Allegedly there are illegal characters where there are none. My instance is going nuts on me. The problem occurs at Dim datastream As Stream = client.OpenRead(url)
.
First Dim url As String = GoogleSearch & MovieName
did not want to accept HTML format as string. Ok. I remove https://
from the string and now it is just 'www.____` format which should still work with the webclient. Now it pulls this on me. Why?

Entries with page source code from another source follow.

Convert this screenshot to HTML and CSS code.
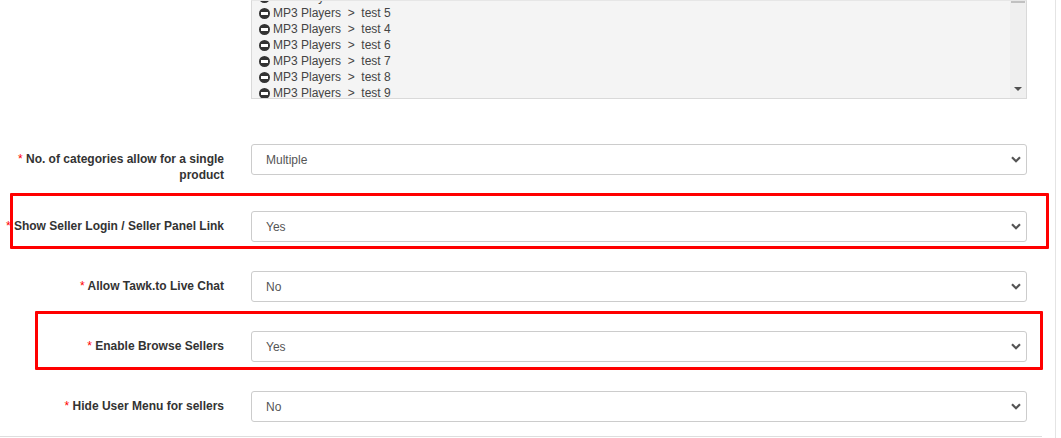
FILE: index.html
```html
<!DOCTYPE html>
<html lang="en">
<head>
    <meta charset="UTF-8">
    <meta name="viewport" content="width=device-width, initial-scale=1.0">
    <title>Seller Settings</title>
    <link rel="stylesheet" href="styles.css">
</head>
<body>
    <div class="page">
        <div class="panel">
            <div class="form-row row-list">
                <div class="control-label"></div>
                <div class="listbox">
                    <div class="list-items">
                        <div class="list-item"><span class="minus"></span>MP3 Players &nbsp;&gt;&nbsp; test 3</div>
                        <div class="list-item"><span class="minus"></span>MP3 Players &nbsp;&gt;&nbsp; test 5</div>
                        <div class="list-item"><span class="minus"></span>MP3 Players &nbsp;&gt;&nbsp; test 4</div>
                        <div class="list-item"><span class="minus"></span>MP3 Players &nbsp;&gt;&nbsp; test 6</div>
                        <div class="list-item"><span class="minus"></span>MP3 Players &nbsp;&gt;&nbsp; test 7</div>
                        <div class="list-item"><span class="minus"></span>MP3 Players &nbsp;&gt;&nbsp; test 8</div>
                        <div class="list-item"><span class="minus"></span>MP3 Players &nbsp;&gt;&nbsp; test 9</div>
                    </div>
                    <div class="scrollbar">
                        <div class="thumb"></div>
                        <div class="arrow-down"></div>
                    </div>
                </div>
            </div>

            <div class="form-row first">
                <label class="control-label"><span class="req">*</span> No. of categories allow for a single product</label>
                <div class="select-box">
                    <span>Multiple</span>
                    <svg class="chevron" width="10" height="7" viewBox="0 0 10 7"><path d="M1 1.2 L5 5.2 L9 1.2" fill="none" stroke="#555" stroke-width="2.2"/></svg>
                </div>
            </div>

            <div class="form-row">
                <label class="control-label"><span class="req">*</span> Show Seller Login / Seller Panel Link</label>
                <div class="select-box">
                    <span>Yes</span>
                    <svg class="chevron" width="10" height="7" viewBox="0 0 10 7"><path d="M1 1.2 L5 5.2 L9 1.2" fill="none" stroke="#555" stroke-width="2.2"/></svg>
                </div>
            </div>

            <div class="form-row">
                <label class="control-label"><span class="req">*</span> Allow Tawk.to Live Chat</label>
                <div class="select-box">
                    <span>No</span>
                    <svg class="chevron" width="10" height="7" viewBox="0 0 10 7"><path d="M1 1.2 L5 5.2 L9 1.2" fill="none" stroke="#555" stroke-width="2.2"/></svg>
                </div>
            </div>

            <div class="form-row">
                <label class="control-label"><span class="req">*</span> Enable Browse Sellers</label>
                <div class="select-box">
                    <span>Yes</span>
                    <svg class="chevron" width="10" height="7" viewBox="0 0 10 7"><path d="M1 1.2 L5 5.2 L9 1.2" fill="none" stroke="#555" stroke-width="2.2"/></svg>
                </div>
            </div>

            <div class="form-row last">
                <label class="control-label"><span class="req">*</span> Hide User Menu for sellers</label>
                <div class="select-box">
                    <span>No</span>
                    <svg class="chevron" width="10" height="7" viewBox="0 0 10 7"><path d="M1 1.2 L5 5.2 L9 1.2" fill="none" stroke="#555" stroke-width="2.2"/></svg>
                </div>
            </div>
        </div>

        <!-- annotation boxes drawn over the form -->
        <div class="mark mark-seller-link"></div>
        <div class="mark mark-browse"></div>
    </div>
</body>
</html>
```

FILE: styles.css
```css
* {
    box-sizing: border-box;
}

body {
    margin: 0;
    font-family: "Liberation Sans", Arial, sans-serif;
    font-size: 12px;
    color: #333;
    background-color: #fff;
}

.page {
    position: relative;
    width: 1056px;
    height: 438px;
    border-right: 1px solid #e4e4e4;
    overflow: hidden;
}

.panel {
    width: 1042px;
    padding-bottom: 14px;
    border-bottom: 1px solid #dedede;
}

.form-row {
    display: grid;
    grid-template-columns: 236px 776px;
    column-gap: 15px;
    align-items: start;
    margin-bottom: 29px;
}

.form-row.row-list {
    margin-bottom: 45px;
}

.form-row.first {
    margin-bottom: 28px;
}

.form-row.last {
    margin-bottom: 0;
}

.control-label {
    padding: 7px 12px 0 0;
    text-align: right;
    font-weight: bold;
    line-height: 16px;
    color: #333;
}

.req {
    color: #f00;
    font-weight: normal;
}

/* multi select list */
.listbox {
    position: relative;
    height: 99px;
    background-color: #f4f4f4;
    border: 1px solid #d9d9d9;
    border-top-color: #e6e6e6;
    overflow: hidden;
}

.list-items {
    margin-top: -12px;
    padding-left: 7px;
}

.list-item {
    display: flex;
    align-items: center;
    height: 16px;
    color: #444;
    white-space: nowrap;
}

.minus {
    position: relative;
    width: 11px;
    height: 11px;
    margin-right: 3px;
    border-radius: 50%;
    background-color: #333;
}

.minus::after {
    content: "";
    position: absolute;
    left: 2px;
    top: 4px;
    width: 7px;
    height: 3px;
    background-color: #fff;
}

.scrollbar {
    position: absolute;
    top: 0;
    right: 0;
    width: 16px;
    height: 100%;
    background-color: #efefef;
}

.thumb {
    margin: 0 1px;
    height: 2px;
    background-color: #c1c1c1;
}

.arrow-down {
    position: absolute;
    left: 4px;
    bottom: 7px;
    width: 0;
    height: 0;
    border-left: 4px solid transparent;
    border-right: 4px solid transparent;
    border-top: 4px solid #505050;
}

/* single selects */
.select-box {
    display: flex;
    align-items: center;
    justify-content: space-between;
    height: 31px;
    padding: 0 5px 0 14px;
    border: 1px solid #ccc;
    border-radius: 3px;
    background-color: #fff;
    color: #555;
}

.chevron {
    display: block;
}

/* red highlight annotations */
.mark {
    position: absolute;
    border: 3px solid #f00;
    border-radius: 1px;
}

.mark-seller-link {
    left: 10px;
    top: 193px;
    width: 1039px;
    height: 56px;
}

.mark-browse {
    left: 35px;
    top: 311px;
    width: 1008px;
    height: 59px;
}
```
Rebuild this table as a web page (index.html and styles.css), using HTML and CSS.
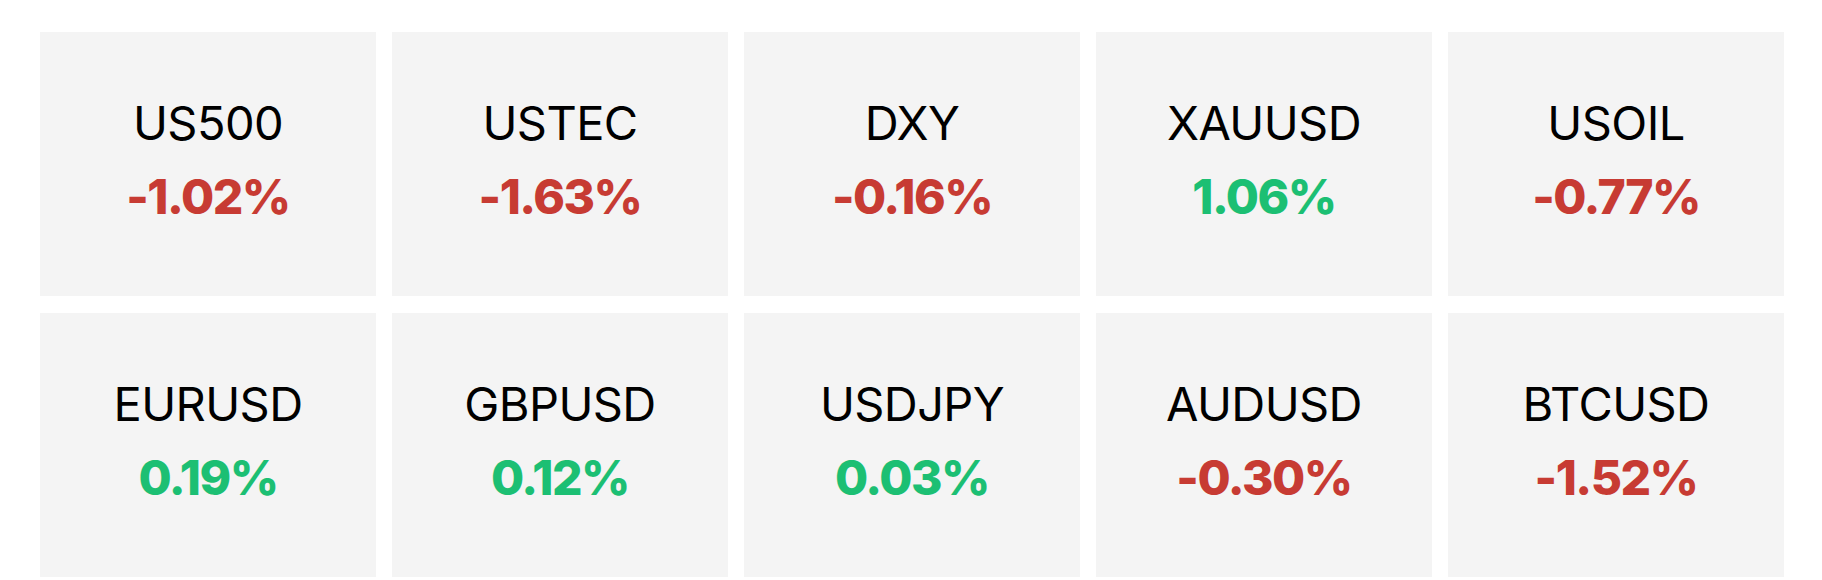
FILE: index.html
```html
<!DOCTYPE html>
<html lang="en">
<head>
<meta charset="utf-8">
<title>Market Overview</title>
<link rel="stylesheet" href="styles.css">
</head>
<body>
<main class="tickers">
  <div class="card"><div class="name">US500</div><div class="change down">-1.02%</div></div>
  <div class="card"><div class="name">USTEC</div><div class="change down">-1.63%</div></div>
  <div class="card"><div class="name">DXY</div><div class="change down">-0.16%</div></div>
  <div class="card"><div class="name">XAUUSD</div><div class="change up">1.06%</div></div>
  <div class="card"><div class="name">USOIL</div><div class="change down">-0.77%</div></div>
  <div class="card"><div class="name">EURUSD</div><div class="change up">0.19%</div></div>
  <div class="card"><div class="name">GBPUSD</div><div class="change up">0.12%</div></div>
  <div class="card"><div class="name">USDJPY</div><div class="change up">0.03%</div></div>
  <div class="card"><div class="name">AUDUSD</div><div class="change down">-0.30%</div></div>
  <div class="card"><div class="name">BTCUSD</div><div class="change down">-1.52%</div></div>
</main>
</body>
</html>
```
FILE: styles.css
```css
html, body {
  margin: 0;
  padding: 0;
  background: #ffffff;
}
body {
  font-family: Inter, "Noto Sans", "Liberation Sans", sans-serif;
  color: #000000;
}
.tickers {
  display: grid;
  grid-template-columns: repeat(5, 336px);
  grid-auto-rows: 264px;
  column-gap: 16px;
  row-gap: 17px;
  padding: 32px 38px 0 40px;
}
.card {
  background: #f4f4f4;
  display: flex;
  flex-direction: column;
  align-items: center;
  padding-top: 63px;
  box-sizing: border-box;
}
.name {
  font-size: 47px;
  font-weight: 400;
  line-height: 56px;
  letter-spacing: -0.6px;
}
.change {
  font-size: 48px;
  font-weight: 800;
  line-height: 56px;
  margin-top: 18px;
  letter-spacing: -1.5px;
}
.down { color: #c73b33; }
.up { color: #1cbf73; }
```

When tested outside Visual Studio it works.
My input string URL is: www.google.com/search?q=imdb+Orville
which causes the webclient to give this error:
System.ArgumentException: 'Illegal characters in path.'
Public Class Form1
Private Sub Form1_Load(sender As Object, e As EventArgs) Handles MyBase.Load()
End Sub
Public Property status As Boolean
Public Property Id As String
Public Property ImdbURL As String
Private GoogleSearch As String = "www.google.com/search?q=imdb+"
Private BingSearch As String = "www.bing.com/search?q=imdb+"
Private AskSearch As String = "www.ask.com/web?q=imdb+"
Private Function match(ByVal regex As String, ByVal html As String, ByVal Optional i As Integer = 1) As String
Return New Regex(regex, RegexOptions.Multiline).Match(html).Groups(i).Value.Trim()
End Function
Private Function matchAll(ByVal regex As String, ByVal html As String, ByVal Optional i As Integer = 1) As ArrayList
Dim list As ArrayList = New ArrayList()
For Each m As Match In New Regex(regex, RegexOptions.Multiline).Matches(html)
list.Add(m.Groups(i).Value.Trim())
Next
Return list
End Function
Private Function getIMDbUrl(ByVal MovieName As String, ByVal Optional searchEngine As String = "google") As String
Dim url As String = GoogleSearch & MovieName
If searchEngine.ToLower().Equals("bing") Then url = BingSearch & MovieName
If searchEngine.ToLower().Equals("ask") Then url = AskSearch & MovieName
Dim html As String = getUrlData(url)
Dim imdbUrls As ArrayList = matchAll("<a href=""(http://www.imdb.com/title/tt\d{7}/)"".*?>.*?</a>", html)
If imdbUrls.Count > 0 Then
Return CStr(imdbUrls(0))
ElseIf searchEngine.ToLower().Equals("google") Then
Return getIMDbUrl(MovieName, "bing")
ElseIf searchEngine.ToLower().Equals("bing") Then
Return getIMDbUrl(MovieName, "ask")
Else
Return String.Empty
End If
End Function
Private Function getUrlData(ByVal url As String) As String
Dim client As WebClient = New WebClient()
Dim r As Random = New Random()
client.Headers("X-Forwarded-For") = r.[Next](0, 255) & "." & r.[Next](0, 255) & "." & r.[Next](0, 255) & "." & r.[Next](0, 255)
client.Headers("User-Agent") = "Mozilla/" & r.[Next](3, 5) & ".0 (Windows NT " & r.[Next](3, 5) & "." & r.[Next](0, 2) & "; rv:2.0.1) Gecko/20100101 Firefox/" & r.[Next](3, 5) & "." & r.[Next](0, 5) & "." & r.[Next](0, 5)
Dim datastream As Stream = client.OpenRead(url)
Dim reader As StreamReader = New StreamReader(datastream)
Dim sb As StringBuilder = New StringBuilder()
While Not reader.EndOfStream
sb.Append(reader.ReadLine())
End While
Return sb.ToString()
End Function
Private Sub parseIMDbPage(ByVal imdbUrl As String)
Dim html As String = getUrlData(imdbUrl)
Id = match("<link rel=""canonical"" href=""http://www.imdb.com/title/(tt\d{7})/"" />", html)
If Not String.IsNullOrEmpty(Id) Then
status = True
imdbUrl = "http://www.imdb.com/title/" & Id & "/"
End If
End Sub
Private Sub Button1_Click(sender As Object, e As EventArgs) Handles Button1.Click
Dim TextFromBox As String = RichTextBox1.Text
Dim imdbUrl As String = getIMDbUrl(TextFromBox)
parseIMDbPage(imdbUrl)
MessageBox.Show(Id)
End Sub
End Class